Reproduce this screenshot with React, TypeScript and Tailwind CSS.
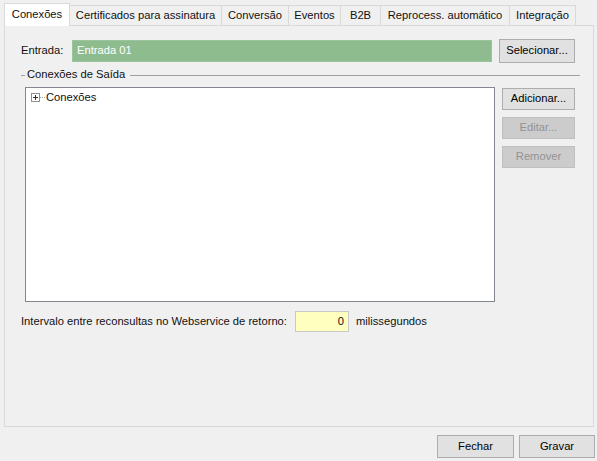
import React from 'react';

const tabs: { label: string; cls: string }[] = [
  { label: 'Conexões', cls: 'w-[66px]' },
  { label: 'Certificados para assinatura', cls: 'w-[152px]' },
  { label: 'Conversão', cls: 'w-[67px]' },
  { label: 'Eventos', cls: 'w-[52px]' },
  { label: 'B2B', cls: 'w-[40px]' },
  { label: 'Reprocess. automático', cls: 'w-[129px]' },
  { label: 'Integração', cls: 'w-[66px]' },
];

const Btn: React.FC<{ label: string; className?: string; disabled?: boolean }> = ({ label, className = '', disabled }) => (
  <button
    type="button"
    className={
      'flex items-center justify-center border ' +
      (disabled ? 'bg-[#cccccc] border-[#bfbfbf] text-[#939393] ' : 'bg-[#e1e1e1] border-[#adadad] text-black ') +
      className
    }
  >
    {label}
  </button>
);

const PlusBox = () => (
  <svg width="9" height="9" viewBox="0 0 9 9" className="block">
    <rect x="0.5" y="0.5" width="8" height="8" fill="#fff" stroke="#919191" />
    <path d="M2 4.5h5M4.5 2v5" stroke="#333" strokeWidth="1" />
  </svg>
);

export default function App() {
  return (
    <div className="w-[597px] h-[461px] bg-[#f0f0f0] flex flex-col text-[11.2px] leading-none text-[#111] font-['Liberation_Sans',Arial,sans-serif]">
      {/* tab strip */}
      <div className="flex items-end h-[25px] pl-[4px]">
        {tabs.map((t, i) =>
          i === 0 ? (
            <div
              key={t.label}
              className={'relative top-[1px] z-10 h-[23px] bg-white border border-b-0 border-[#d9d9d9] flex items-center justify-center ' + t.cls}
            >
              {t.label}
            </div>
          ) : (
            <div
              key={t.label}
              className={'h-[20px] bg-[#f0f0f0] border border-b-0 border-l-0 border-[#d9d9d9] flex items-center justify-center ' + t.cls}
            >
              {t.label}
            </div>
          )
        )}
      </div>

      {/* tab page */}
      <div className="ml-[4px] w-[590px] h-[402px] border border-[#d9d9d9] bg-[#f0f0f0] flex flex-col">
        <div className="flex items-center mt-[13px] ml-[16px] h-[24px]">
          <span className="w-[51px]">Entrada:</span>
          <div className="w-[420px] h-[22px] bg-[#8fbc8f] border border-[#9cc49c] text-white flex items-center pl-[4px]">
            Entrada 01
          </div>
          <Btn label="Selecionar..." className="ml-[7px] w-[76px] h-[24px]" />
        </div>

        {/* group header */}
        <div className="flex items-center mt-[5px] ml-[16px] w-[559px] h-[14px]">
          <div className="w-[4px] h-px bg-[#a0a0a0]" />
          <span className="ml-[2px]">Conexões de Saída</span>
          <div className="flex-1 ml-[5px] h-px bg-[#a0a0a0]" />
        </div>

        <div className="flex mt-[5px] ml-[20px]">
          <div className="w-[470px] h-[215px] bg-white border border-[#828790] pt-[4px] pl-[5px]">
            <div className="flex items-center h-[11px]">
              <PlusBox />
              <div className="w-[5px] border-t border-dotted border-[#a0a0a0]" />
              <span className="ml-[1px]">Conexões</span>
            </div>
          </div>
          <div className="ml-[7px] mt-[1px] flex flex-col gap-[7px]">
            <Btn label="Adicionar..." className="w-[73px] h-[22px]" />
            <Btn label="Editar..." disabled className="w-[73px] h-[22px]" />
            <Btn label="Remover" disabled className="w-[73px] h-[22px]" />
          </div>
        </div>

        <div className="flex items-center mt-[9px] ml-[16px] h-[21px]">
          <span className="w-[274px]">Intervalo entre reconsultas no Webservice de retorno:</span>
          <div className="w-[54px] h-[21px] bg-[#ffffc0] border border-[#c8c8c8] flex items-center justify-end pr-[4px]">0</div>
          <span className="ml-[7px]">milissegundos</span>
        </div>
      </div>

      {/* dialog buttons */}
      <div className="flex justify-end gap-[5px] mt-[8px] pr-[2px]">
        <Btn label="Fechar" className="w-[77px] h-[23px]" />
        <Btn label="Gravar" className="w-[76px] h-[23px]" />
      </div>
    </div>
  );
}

▶ Stated exercise:
From the first line above down to the line with "import React from 'react';", reproduce every line and no others, omitting pictures.

▶ Written response:
Reproduce this screenshot with React, TypeScript and Tailwind CSS.
import React from 'react';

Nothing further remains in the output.